--- Material provided ---
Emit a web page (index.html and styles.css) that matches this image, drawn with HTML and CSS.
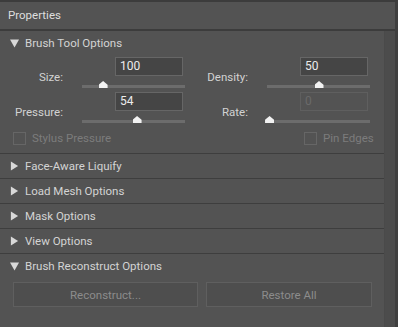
FILE: index.html
```html
<!DOCTYPE html>
<html lang="en">
<head>
    <meta charset="UTF-8" />
    <title>Properties</title>
    <link rel="stylesheet" href="styles.css">
</head>
<body>

<div class="panel">
    <div class="title">Properties</div>
    <div class="body">
        <div class="content">

            <div class="section open">
                <div class="section-head">
                    <svg class="arrow" width="10" height="9" viewBox="0 0 10 9"><polygon points="0,0 10,0 5,9" /></svg>
                    Brush Tool Options
                </div>
                <div class="fields">
                    <div class="field">
                        <label>Size:</label>
                        <div class="input">100</div>
                        <div class="slider"><span class="thumb" style="left: 20%"></span></div>
                    </div>
                    <div class="field">
                        <label>Density:</label>
                        <div class="input">50</div>
                        <div class="slider"><span class="thumb" style="left: 50%"></span></div>
                    </div>
                    <div class="field">
                        <label>Pressure:</label>
                        <div class="input">54</div>
                        <div class="slider"><span class="thumb" style="left: 53%"></span></div>
                    </div>
                    <div class="field">
                        <label>Rate:</label>
                        <div class="input disabled">0</div>
                        <div class="slider"><span class="thumb" style="left: 2%"></span></div>
                    </div>
                </div>
                <div class="checks">
                    <div class="check"><span class="box"></span>Stylus Pressure</div>
                    <div class="check right"><span class="box"></span>Pin Edges</div>
                </div>
            </div>

            <div class="section">
                <div class="section-head">
                    <svg class="arrow" width="10" height="10" viewBox="0 0 10 10"><polygon points="1,0 9,5 1,10" /></svg>
                    Face-Aware Liquify
                </div>
            </div>
            <div class="section">
                <div class="section-head">
                    <svg class="arrow" width="10" height="10" viewBox="0 0 10 10"><polygon points="1,0 9,5 1,10" /></svg>
                    Load Mesh Options
                </div>
            </div>
            <div class="section">
                <div class="section-head">
                    <svg class="arrow" width="10" height="10" viewBox="0 0 10 10"><polygon points="1,0 9,5 1,10" /></svg>
                    Mask Options
                </div>
            </div>
            <div class="section">
                <div class="section-head">
                    <svg class="arrow" width="10" height="10" viewBox="0 0 10 10"><polygon points="1,0 9,5 1,10" /></svg>
                    View Options
                </div>
            </div>

            <div class="section last">
                <div class="section-head">
                    <svg class="arrow" width="10" height="9" viewBox="0 0 10 9"><polygon points="0,0 10,0 5,9" /></svg>
                    Brush Reconstruct Options
                </div>
                <div class="buttons">
                    <button class="btn wide">Reconstruct...</button>
                    <button class="btn">Restore All</button>
                </div>
            </div>

        </div>
        <div class="scroll"></div>
    </div>
</div>

</body>
</html>
```

FILE: styles.css
```css
body {
    margin: 0;
    background: #535353;
    font-family: Roboto, "Noto Sans", sans-serif;
    font-size: 11.5px;
    color: #d4d4d4;
}
.panel {
    width: 398px;
    height: 327px;
    box-sizing: border-box;
    border-top: 2px solid #3c3c3c;
    border-right: 3px solid #3f3f3f;
    background: #535353;
    overflow: hidden;
}
.title {
    height: 27px;
    line-height: 27px;
    padding-left: 8px;
    border-bottom: 2px solid #3c3c3c;
    color: #dedede;
}
.body {
    display: flex;
    height: 296px;
}
.content {
    width: 385px;
}
.scroll {
    width: 10px;
    background: #4c4c4c;
    border-left: 1px solid #4a4a4a;
}

/* Sections */
.section {
    border-bottom: 1px solid #3e3e3e;
}
.section.last {
    border-bottom: none;
}
.section-head {
    height: 24px;
    display: flex;
    align-items: center;
    gap: 6px;
    padding-left: 10px;
}
.arrow {
    fill: #d8d8d8;
    width: 9px;
}

/* Fields */
.fields {
    display: grid;
    grid-template-columns: 185px 185px;
    padding-top: 2px;
}
.field {
    display: grid;
    grid-template-columns: 82px 33px 68px 2px;
    grid-template-rows: 19px 16px;
}
.field label {
    grid-row: 1 / 3;
    grid-column: 1;
    align-self: center;
    text-align: right;
    padding-right: 19px;
    padding-top: 4px;
    color: #d2d2d2;
}
.input {
    grid-row: 1;
    grid-column: 3;
    box-sizing: border-box;
    height: 19px;
    line-height: 17px;
    padding-left: 4px;
    background: #454545;
    border: 1px solid #666;
    color: #ececec;
    font-size: 12px;
}
.input.disabled {
    background: #535353;
    border-color: #5f5f5f;
    color: #6a6a6a;
}
.slider {
    grid-row: 2;
    grid-column: 2 / 5;
    position: relative;
    height: 3px;
    margin-top: 9px;
    background: #6c6c6c;
}
.thumb {
    position: absolute;
    top: -4px;
    width: 9px;
    height: 7px;
    margin-left: -4px;
    background: #f2f2f2;
    clip-path: polygon(50% 0, 100% 55%, 100% 100%, 0 100%, 0 55%);
}

/* Checkboxes */
.checks {
    display: grid;
    grid-template-columns: 185px 185px;
    padding: 4px 0 8px;
}
.check {
    display: flex;
    align-items: center;
    gap: 6px;
    padding-left: 13px;
    height: 14px;
    white-space: nowrap;
    color: #7c7c7c;
}
.check.right {
    padding-left: 119px;
}
.box {
    flex: none;
    width: 11px;
    height: 11px;
    border: 1px solid #666;
}

/* Buttons */
.buttons {
    display: flex;
    gap: 8px;
    padding: 4px 0 0 13px;
}
.btn {
    height: 25px;
    width: 166px;
    background: #4e4e4e;
    border: 1px solid #5f5f5f;
    color: #8c8c8c;
    font-family: inherit;
    font-size: 11.5px;
    padding: 0;
}
.btn.wide {
    width: 185px;
}
```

--- The exercise ---
Check the data for the word "styles" and pull out the lines that have it.

--- Final result ---
Emit a web page (index.html and styles.css) that matches this image, drawn with HTML and CSS.
    <link rel="stylesheet" href="styles.css">
FILE: styles.css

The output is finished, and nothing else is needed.